INSTRUCTIONS FOR THE TASK: Pull each line holding "screenshot" out of the entries below.

[Code that builds pages]

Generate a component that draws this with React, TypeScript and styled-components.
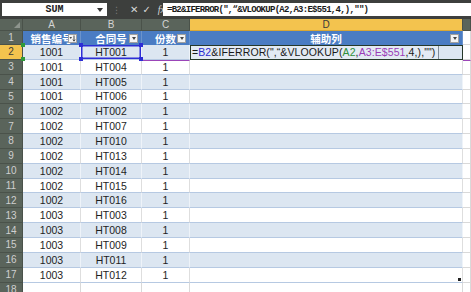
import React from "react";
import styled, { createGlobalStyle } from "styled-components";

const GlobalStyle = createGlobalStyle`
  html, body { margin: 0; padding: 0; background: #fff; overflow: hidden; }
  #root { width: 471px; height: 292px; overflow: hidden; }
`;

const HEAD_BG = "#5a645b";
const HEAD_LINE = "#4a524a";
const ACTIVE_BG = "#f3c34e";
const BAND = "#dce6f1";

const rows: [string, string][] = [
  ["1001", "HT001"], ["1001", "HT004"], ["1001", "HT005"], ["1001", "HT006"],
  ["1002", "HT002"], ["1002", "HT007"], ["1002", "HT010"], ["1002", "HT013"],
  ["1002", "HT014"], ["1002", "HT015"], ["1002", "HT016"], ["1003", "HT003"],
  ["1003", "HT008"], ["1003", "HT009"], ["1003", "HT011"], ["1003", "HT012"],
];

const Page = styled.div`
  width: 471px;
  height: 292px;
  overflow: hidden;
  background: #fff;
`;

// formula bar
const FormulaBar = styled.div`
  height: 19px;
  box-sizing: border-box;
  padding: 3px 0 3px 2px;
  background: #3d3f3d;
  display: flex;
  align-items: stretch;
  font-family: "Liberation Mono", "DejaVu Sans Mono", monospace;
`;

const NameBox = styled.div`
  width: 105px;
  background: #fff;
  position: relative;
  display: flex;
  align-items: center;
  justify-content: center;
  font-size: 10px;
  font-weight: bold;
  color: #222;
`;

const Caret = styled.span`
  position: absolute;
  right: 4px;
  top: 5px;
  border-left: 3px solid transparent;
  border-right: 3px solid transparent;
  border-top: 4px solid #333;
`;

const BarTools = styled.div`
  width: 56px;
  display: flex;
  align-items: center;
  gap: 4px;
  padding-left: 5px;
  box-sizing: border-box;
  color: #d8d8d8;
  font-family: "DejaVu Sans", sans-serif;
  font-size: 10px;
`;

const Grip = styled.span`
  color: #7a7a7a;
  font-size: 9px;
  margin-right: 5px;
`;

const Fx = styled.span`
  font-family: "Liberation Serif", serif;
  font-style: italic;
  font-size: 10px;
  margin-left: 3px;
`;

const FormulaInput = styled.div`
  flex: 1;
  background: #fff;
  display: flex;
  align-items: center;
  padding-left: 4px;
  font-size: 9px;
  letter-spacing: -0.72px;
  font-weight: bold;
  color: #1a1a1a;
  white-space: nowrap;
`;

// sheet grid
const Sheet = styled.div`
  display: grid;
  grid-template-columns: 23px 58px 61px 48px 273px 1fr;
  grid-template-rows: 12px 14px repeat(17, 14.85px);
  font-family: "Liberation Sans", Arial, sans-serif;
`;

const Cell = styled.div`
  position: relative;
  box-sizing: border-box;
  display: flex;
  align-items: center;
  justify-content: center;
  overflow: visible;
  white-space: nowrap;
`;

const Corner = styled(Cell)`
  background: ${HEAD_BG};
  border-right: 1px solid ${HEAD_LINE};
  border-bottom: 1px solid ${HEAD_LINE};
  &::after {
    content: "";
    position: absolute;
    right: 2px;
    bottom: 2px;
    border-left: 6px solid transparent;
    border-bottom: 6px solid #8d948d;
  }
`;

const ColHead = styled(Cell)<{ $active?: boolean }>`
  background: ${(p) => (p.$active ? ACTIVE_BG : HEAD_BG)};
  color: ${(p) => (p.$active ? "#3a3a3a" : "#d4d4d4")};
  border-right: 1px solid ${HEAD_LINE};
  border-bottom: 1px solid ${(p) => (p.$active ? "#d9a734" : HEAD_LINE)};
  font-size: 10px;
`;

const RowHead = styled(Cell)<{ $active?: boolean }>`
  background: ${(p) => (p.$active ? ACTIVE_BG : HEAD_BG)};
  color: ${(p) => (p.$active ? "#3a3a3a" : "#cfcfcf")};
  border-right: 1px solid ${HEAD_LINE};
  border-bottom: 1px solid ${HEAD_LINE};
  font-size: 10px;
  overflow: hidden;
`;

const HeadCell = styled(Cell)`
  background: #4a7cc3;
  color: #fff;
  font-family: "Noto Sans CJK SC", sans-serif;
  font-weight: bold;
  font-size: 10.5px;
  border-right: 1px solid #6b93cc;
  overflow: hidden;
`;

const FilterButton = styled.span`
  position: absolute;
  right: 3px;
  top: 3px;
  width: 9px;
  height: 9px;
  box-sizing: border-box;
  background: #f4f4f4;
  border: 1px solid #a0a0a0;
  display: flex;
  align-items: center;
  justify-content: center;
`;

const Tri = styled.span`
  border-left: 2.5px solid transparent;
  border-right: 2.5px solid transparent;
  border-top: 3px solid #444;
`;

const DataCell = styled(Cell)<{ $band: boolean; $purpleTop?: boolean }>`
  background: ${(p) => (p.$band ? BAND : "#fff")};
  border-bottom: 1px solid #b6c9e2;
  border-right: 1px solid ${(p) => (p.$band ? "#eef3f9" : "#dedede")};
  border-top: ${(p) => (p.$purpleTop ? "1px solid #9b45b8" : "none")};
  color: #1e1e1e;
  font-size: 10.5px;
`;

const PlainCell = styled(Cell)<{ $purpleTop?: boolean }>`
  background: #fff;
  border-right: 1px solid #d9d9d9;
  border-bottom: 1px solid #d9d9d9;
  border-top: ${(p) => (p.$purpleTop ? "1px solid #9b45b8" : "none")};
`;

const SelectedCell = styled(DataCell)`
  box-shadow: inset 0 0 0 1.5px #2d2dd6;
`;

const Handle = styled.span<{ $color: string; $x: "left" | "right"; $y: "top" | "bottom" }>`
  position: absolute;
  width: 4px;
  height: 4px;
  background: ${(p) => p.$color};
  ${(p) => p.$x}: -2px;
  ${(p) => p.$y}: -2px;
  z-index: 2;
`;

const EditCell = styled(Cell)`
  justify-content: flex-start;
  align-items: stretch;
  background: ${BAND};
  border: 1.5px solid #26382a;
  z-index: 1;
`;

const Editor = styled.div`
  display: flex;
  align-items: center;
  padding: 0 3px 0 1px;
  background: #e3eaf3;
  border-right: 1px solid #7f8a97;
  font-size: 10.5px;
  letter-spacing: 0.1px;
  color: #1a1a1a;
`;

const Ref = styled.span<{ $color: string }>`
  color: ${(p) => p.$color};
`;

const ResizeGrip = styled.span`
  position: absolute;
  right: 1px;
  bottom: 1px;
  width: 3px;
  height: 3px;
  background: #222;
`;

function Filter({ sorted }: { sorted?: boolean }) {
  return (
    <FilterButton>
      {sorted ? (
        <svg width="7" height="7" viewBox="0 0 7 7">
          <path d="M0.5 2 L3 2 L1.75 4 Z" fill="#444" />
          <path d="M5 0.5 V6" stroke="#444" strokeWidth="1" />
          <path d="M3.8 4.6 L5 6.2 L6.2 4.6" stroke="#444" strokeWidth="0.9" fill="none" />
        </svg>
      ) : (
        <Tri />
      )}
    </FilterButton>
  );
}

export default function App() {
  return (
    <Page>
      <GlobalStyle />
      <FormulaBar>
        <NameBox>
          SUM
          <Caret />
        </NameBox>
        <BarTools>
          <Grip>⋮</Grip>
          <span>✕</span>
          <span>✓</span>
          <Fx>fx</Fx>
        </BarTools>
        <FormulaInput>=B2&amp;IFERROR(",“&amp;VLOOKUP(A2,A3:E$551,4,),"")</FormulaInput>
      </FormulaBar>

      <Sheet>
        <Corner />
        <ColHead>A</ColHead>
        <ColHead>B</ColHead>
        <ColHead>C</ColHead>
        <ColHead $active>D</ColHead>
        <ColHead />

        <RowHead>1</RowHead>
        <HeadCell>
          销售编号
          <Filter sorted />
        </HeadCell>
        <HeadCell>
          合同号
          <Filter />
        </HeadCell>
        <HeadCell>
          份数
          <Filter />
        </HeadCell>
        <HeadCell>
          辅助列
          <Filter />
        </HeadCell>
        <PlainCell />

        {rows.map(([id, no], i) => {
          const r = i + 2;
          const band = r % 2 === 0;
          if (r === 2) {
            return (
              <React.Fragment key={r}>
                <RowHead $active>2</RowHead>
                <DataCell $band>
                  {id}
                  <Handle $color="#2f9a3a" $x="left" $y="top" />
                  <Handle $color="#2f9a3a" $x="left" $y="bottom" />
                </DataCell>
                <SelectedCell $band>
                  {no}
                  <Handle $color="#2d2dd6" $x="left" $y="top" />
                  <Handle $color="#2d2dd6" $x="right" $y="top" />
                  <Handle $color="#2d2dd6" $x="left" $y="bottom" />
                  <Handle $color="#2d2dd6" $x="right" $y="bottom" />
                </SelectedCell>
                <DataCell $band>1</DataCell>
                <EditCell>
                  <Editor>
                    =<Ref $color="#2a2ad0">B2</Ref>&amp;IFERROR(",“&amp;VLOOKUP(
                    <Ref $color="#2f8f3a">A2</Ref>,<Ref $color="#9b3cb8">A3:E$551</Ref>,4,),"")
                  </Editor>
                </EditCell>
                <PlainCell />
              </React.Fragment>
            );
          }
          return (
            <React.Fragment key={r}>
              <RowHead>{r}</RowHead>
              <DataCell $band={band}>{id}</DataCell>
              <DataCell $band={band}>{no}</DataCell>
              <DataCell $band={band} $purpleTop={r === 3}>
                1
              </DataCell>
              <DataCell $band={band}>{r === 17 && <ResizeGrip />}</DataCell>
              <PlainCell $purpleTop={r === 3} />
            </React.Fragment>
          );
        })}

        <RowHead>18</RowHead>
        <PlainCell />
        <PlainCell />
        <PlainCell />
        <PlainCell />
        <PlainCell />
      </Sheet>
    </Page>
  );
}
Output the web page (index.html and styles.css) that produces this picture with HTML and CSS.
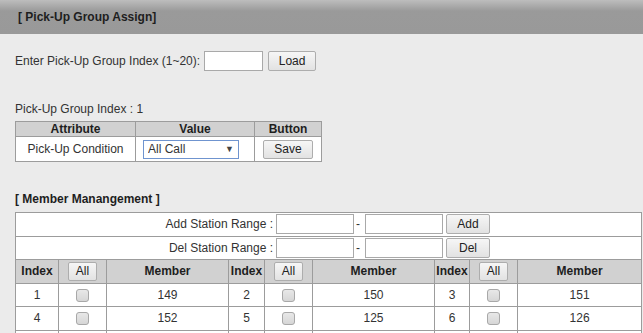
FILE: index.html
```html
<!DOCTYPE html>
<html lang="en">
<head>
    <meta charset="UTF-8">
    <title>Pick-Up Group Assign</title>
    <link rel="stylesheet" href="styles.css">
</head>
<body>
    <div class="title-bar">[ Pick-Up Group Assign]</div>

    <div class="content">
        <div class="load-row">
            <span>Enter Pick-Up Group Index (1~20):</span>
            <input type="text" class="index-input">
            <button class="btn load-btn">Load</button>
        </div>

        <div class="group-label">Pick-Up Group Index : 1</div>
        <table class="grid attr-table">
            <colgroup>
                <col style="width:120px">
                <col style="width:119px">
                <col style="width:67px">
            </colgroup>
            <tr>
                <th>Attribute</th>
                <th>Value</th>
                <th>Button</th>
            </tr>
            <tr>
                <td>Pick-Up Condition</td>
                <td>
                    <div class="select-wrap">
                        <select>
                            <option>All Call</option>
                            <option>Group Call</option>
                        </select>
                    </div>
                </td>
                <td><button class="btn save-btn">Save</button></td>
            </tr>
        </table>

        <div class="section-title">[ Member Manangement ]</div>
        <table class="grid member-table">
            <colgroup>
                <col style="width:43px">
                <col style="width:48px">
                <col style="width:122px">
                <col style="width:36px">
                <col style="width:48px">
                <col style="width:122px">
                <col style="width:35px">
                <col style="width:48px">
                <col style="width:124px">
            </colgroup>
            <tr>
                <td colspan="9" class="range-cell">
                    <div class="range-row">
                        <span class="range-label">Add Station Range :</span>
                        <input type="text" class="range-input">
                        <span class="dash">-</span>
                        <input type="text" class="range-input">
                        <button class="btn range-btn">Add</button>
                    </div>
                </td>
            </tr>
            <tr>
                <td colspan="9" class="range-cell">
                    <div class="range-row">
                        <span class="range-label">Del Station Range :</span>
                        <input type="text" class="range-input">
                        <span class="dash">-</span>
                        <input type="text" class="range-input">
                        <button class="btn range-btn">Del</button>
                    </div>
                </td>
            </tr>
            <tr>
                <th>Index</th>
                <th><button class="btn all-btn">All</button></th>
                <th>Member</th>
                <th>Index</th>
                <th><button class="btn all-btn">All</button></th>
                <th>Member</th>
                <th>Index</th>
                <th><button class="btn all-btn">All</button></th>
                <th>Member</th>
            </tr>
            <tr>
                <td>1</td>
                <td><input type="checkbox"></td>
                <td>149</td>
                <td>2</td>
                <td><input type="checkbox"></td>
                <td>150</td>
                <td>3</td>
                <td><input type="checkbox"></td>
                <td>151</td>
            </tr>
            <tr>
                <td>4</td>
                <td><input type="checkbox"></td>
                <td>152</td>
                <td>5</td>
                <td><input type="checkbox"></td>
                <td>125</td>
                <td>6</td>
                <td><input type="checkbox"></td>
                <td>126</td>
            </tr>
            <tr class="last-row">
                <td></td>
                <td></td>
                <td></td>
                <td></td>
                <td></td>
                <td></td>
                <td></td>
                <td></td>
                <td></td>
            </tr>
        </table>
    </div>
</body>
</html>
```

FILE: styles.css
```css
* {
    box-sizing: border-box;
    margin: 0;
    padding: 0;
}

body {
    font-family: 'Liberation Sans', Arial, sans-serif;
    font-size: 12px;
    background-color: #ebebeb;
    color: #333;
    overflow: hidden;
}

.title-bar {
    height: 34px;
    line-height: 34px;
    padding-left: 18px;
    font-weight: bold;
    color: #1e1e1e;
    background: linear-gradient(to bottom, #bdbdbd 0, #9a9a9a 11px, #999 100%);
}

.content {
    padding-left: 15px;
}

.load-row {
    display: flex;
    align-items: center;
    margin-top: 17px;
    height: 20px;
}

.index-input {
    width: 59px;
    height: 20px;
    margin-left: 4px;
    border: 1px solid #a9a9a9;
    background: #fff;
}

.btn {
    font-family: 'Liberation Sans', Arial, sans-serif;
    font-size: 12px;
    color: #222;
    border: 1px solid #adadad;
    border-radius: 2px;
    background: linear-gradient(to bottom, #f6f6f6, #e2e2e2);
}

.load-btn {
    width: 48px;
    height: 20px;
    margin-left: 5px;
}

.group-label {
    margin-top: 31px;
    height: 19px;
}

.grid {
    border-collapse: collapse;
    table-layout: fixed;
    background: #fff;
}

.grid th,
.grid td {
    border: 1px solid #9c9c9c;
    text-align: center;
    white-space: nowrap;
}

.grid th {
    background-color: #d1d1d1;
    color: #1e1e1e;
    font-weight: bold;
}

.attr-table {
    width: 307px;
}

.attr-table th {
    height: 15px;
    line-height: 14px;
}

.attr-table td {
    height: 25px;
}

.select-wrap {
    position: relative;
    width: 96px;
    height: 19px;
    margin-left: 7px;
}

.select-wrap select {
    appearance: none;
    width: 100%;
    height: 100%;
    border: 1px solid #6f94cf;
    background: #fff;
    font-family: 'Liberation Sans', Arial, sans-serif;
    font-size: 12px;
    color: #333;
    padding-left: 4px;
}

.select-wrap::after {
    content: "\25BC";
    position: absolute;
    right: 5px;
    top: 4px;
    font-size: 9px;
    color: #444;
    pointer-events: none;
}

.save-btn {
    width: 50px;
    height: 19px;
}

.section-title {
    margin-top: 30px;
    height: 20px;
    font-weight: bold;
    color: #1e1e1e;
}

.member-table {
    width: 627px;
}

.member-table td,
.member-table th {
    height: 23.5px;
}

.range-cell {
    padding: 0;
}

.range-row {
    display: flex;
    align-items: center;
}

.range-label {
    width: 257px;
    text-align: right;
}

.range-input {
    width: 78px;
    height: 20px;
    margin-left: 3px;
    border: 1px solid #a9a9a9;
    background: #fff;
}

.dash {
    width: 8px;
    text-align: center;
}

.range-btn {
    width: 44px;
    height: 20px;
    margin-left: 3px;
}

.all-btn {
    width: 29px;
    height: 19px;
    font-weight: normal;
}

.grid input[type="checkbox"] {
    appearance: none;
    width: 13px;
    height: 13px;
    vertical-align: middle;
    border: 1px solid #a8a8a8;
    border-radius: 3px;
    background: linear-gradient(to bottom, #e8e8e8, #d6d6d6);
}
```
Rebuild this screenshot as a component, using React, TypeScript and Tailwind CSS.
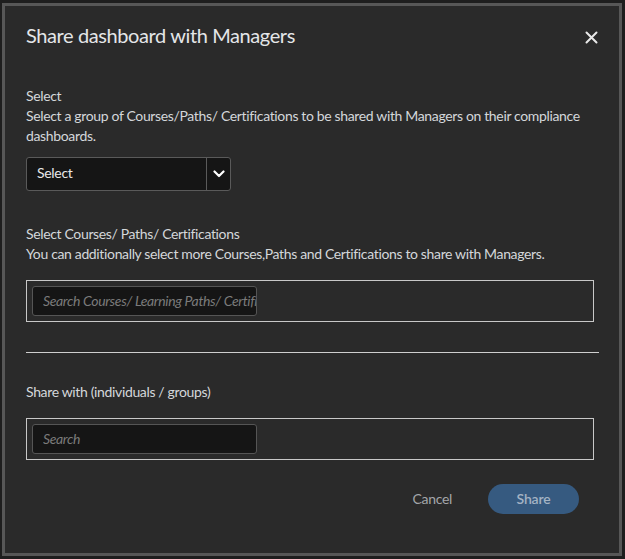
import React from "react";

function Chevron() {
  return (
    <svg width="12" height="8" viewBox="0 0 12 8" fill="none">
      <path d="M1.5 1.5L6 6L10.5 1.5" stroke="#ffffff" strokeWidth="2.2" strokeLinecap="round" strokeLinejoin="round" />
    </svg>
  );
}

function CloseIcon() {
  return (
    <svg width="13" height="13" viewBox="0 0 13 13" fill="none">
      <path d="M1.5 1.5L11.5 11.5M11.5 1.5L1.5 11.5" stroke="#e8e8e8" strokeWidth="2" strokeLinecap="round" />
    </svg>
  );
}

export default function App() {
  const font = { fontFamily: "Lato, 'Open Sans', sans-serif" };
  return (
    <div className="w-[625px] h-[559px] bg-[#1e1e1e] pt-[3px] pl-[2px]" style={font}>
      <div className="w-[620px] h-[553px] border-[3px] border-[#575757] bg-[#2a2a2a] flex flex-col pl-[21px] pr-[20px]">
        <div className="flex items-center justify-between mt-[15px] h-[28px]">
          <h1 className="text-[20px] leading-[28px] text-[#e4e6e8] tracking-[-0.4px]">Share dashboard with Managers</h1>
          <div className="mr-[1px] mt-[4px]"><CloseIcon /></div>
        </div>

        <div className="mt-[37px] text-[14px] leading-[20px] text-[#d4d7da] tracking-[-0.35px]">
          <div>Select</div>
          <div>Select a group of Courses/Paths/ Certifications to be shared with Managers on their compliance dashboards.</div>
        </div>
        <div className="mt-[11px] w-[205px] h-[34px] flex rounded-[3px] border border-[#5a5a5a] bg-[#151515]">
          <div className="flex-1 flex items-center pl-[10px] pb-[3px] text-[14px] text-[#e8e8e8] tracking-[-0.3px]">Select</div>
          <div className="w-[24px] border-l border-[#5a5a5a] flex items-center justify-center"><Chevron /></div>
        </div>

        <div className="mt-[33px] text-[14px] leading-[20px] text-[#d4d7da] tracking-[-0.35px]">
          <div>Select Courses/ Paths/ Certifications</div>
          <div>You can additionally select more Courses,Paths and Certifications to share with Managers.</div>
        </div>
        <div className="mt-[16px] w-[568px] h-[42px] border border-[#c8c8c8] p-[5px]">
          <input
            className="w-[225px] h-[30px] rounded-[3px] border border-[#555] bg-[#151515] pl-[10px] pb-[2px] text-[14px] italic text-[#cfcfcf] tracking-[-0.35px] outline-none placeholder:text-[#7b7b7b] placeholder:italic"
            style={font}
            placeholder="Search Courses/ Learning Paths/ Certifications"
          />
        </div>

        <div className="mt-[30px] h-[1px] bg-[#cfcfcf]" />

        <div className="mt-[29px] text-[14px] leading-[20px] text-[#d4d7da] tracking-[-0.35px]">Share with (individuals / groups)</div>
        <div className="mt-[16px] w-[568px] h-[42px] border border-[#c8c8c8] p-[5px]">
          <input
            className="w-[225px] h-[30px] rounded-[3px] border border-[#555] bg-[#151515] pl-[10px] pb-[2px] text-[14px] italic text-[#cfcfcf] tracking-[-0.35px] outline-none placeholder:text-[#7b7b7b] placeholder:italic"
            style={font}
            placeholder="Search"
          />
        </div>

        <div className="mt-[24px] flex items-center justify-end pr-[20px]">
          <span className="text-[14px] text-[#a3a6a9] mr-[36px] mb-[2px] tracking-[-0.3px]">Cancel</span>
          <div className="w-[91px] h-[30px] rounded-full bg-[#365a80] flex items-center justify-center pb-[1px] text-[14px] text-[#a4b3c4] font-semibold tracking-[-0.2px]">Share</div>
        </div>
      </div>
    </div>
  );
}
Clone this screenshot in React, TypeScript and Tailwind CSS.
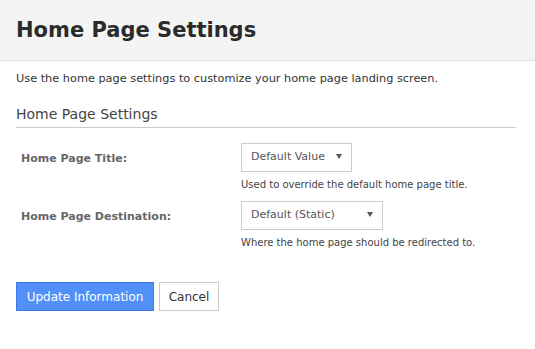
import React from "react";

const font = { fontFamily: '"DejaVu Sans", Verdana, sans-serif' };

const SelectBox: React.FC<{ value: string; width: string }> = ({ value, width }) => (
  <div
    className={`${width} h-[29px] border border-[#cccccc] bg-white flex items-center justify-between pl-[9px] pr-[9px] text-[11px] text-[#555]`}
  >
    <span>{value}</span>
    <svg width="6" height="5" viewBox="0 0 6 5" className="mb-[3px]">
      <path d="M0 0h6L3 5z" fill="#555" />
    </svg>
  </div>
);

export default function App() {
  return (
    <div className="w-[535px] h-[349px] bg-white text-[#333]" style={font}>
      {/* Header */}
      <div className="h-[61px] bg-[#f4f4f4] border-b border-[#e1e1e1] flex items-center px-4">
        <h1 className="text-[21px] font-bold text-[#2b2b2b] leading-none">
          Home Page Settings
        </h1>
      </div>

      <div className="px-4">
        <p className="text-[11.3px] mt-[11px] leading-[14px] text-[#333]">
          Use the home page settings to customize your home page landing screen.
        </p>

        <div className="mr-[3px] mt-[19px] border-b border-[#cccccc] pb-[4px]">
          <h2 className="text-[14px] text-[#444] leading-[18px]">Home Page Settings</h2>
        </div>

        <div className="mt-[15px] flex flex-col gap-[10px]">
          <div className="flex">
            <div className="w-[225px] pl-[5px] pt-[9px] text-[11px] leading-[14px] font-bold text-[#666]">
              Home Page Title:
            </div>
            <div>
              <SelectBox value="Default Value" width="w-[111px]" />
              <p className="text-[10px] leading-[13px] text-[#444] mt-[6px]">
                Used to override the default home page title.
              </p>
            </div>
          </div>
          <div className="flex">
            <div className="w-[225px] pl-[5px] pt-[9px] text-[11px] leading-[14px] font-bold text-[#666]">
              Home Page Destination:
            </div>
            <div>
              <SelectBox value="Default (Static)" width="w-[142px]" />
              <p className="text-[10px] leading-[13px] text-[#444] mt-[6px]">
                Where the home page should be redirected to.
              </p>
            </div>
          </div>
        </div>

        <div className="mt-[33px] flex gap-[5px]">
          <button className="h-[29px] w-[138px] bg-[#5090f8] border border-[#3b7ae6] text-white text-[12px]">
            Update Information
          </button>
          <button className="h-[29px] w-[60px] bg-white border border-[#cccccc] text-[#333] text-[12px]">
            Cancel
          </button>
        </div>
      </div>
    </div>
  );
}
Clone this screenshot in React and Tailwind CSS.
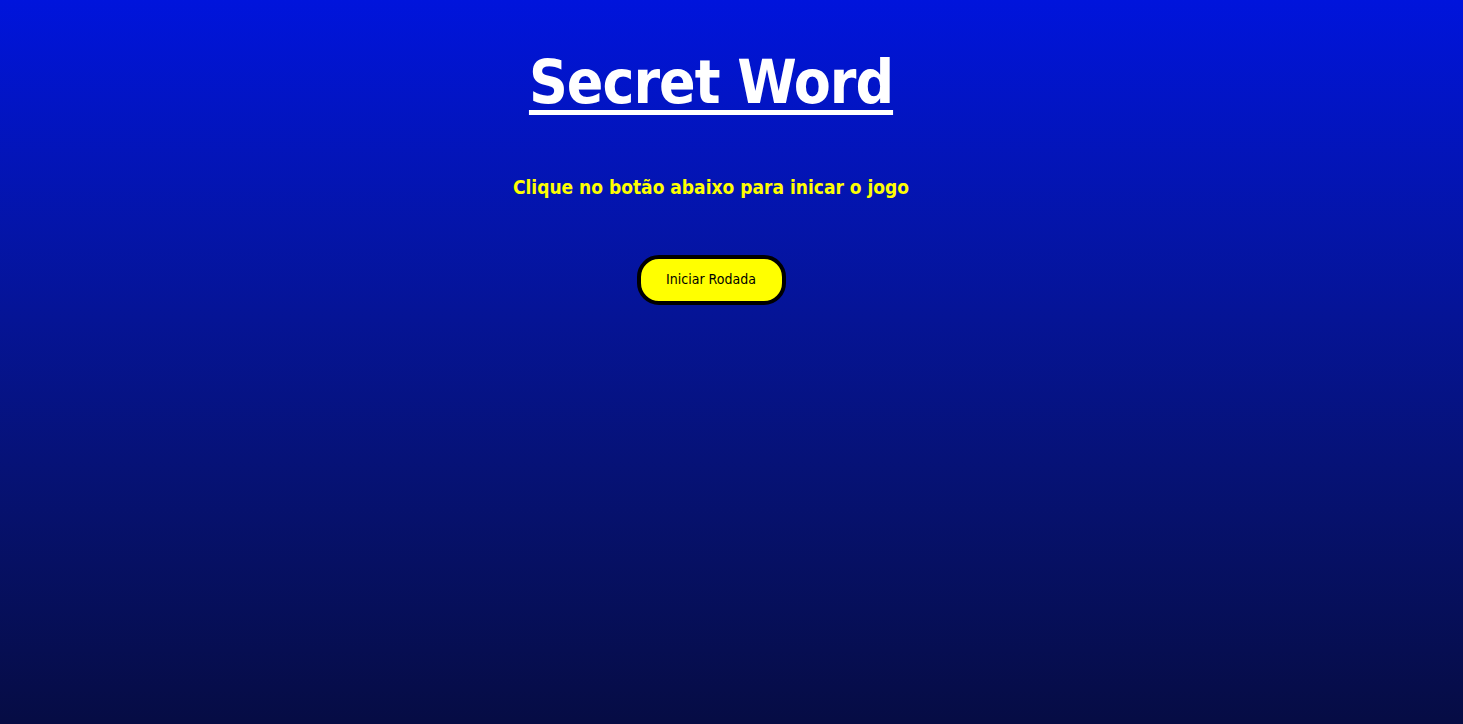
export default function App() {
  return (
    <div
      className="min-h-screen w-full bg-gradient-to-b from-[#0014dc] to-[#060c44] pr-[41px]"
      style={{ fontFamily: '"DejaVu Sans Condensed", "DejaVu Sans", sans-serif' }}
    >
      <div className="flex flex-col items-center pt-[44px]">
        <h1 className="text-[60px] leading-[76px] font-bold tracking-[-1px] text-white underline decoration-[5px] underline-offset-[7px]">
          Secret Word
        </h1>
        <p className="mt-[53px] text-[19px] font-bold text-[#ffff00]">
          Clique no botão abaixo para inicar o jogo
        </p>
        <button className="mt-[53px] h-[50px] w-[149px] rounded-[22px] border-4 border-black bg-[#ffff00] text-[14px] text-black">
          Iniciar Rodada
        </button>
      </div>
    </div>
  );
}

OUTPUT OF THE TASK:
Rebuild this screenshot as a component, using React, TypeScript and Tailwind CSS.
Clone this screenshot in React, TypeScript and Tailwind CSS.
Clone this screenshot in React and Tailwind CSS.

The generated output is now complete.